- [INSTRUCTION]: Starting at the first line of the data below, write out each line exactly until you reach the line containing "const inputClass = 'flex", and include that line too.

>>>

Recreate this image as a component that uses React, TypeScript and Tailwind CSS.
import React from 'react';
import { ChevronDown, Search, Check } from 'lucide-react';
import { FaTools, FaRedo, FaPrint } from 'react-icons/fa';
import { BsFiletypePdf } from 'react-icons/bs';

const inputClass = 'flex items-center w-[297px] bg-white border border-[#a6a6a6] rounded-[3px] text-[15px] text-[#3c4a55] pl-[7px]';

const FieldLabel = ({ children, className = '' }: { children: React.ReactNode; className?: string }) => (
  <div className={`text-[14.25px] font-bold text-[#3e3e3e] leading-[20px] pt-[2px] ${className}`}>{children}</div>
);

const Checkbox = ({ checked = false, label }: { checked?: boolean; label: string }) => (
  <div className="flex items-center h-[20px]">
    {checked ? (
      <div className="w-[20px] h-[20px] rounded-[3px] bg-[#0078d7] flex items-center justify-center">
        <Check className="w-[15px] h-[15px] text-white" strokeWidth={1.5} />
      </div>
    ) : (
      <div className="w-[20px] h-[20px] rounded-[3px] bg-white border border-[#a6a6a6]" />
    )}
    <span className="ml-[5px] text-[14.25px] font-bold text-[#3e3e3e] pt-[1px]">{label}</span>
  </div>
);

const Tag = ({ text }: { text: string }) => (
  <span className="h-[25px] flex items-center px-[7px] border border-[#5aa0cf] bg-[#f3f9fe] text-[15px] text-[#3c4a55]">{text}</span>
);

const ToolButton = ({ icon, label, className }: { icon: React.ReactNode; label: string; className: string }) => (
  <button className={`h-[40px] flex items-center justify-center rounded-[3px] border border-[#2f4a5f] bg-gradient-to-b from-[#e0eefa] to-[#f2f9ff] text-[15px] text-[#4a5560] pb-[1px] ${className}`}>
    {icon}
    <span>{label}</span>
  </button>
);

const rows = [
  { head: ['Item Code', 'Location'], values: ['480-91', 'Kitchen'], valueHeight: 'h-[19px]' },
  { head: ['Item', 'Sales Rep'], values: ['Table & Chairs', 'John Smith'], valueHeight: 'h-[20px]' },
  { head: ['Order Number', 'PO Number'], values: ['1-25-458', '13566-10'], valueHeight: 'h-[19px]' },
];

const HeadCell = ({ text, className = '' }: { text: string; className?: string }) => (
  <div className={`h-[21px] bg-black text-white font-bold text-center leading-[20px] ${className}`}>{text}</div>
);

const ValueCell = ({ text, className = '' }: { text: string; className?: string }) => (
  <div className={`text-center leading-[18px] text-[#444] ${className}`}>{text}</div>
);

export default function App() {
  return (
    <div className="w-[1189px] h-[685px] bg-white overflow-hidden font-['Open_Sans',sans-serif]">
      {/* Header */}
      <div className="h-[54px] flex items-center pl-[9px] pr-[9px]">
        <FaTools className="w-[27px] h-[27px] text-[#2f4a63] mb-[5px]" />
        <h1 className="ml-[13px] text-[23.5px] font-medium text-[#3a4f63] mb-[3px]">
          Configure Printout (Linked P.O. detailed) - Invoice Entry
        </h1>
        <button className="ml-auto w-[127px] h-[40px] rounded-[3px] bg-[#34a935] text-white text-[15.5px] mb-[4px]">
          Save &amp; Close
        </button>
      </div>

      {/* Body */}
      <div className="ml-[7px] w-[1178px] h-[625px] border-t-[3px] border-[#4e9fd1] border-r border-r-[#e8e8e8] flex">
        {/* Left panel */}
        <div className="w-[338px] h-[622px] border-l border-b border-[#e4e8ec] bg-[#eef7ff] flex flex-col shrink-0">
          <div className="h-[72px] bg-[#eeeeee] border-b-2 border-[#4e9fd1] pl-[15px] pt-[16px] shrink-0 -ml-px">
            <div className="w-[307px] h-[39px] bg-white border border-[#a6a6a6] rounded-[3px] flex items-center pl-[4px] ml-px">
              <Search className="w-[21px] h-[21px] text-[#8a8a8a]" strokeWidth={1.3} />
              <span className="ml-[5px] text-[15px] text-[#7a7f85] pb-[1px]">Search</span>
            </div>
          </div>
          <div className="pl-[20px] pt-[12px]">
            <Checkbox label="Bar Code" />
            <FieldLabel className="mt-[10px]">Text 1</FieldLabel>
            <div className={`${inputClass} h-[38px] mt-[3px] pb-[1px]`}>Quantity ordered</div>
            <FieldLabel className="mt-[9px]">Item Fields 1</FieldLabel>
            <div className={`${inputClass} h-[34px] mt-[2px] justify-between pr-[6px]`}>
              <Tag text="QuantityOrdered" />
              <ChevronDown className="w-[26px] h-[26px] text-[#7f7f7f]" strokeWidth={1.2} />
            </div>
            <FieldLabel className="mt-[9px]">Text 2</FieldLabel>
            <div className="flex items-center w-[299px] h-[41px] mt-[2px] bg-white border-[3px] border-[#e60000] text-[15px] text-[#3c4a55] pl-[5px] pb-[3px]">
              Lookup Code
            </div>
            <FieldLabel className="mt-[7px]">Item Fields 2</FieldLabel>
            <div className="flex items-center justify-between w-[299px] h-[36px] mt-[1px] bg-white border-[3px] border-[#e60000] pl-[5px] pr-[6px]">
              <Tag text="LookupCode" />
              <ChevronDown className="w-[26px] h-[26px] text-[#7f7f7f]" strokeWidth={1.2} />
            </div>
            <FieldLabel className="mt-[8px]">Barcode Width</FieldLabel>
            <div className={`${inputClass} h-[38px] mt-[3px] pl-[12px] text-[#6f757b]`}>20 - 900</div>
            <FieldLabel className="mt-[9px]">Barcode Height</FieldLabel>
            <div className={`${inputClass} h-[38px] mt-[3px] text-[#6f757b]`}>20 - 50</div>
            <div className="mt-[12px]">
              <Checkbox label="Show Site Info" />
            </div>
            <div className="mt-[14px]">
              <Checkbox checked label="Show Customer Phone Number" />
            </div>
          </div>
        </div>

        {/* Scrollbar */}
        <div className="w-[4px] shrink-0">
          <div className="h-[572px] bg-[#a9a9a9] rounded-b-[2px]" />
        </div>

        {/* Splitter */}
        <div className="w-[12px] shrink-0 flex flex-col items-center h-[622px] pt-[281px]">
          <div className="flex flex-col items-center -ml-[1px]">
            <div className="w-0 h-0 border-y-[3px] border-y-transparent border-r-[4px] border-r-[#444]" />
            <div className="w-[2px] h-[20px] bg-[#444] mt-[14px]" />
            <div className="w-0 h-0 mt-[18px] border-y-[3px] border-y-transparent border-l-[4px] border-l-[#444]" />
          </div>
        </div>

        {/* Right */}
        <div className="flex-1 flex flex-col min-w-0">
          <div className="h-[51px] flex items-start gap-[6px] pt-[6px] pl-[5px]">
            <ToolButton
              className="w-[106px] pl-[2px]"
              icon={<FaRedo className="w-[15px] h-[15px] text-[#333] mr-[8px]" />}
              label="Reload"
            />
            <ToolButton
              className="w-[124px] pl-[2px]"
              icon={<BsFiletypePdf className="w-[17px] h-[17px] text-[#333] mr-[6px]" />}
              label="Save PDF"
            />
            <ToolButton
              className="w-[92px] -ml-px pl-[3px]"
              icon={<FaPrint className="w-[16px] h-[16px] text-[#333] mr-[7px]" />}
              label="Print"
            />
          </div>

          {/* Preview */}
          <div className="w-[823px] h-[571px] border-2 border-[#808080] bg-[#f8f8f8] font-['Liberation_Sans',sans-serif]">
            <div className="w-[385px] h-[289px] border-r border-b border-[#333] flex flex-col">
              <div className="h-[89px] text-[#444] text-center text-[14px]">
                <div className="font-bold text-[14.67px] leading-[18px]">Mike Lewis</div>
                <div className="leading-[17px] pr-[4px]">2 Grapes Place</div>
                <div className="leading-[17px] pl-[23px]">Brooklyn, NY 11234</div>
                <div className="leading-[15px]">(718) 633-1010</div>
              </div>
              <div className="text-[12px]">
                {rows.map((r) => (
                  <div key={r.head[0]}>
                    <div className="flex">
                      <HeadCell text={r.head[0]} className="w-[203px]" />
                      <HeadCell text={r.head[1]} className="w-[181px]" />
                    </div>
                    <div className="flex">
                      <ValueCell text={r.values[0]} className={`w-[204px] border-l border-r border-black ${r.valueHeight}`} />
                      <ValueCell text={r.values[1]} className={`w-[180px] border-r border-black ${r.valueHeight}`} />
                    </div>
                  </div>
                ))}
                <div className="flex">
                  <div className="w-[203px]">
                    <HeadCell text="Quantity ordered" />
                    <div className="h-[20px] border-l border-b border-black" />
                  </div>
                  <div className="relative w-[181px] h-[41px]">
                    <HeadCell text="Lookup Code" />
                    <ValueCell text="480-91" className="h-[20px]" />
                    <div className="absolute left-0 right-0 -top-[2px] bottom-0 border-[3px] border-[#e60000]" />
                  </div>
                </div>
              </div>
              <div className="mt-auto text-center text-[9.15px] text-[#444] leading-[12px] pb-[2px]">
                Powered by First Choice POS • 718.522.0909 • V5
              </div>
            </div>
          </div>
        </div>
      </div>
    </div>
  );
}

<<<

- [WORKED ANSWER]:
Recreate this image as a component that uses React, TypeScript and Tailwind CSS.
import React from 'react';
import { ChevronDown, Search, Check } from 'lucide-react';
import { FaTools, FaRedo, FaPrint } from 'react-icons/fa';
import { BsFiletypePdf } from 'react-icons/bs';

const inputClass = 'flex items-center w-[297px] bg-white border border-[#a6a6a6] rounded-[3px] text-[15px] text-[#3c4a55] pl-[7px]';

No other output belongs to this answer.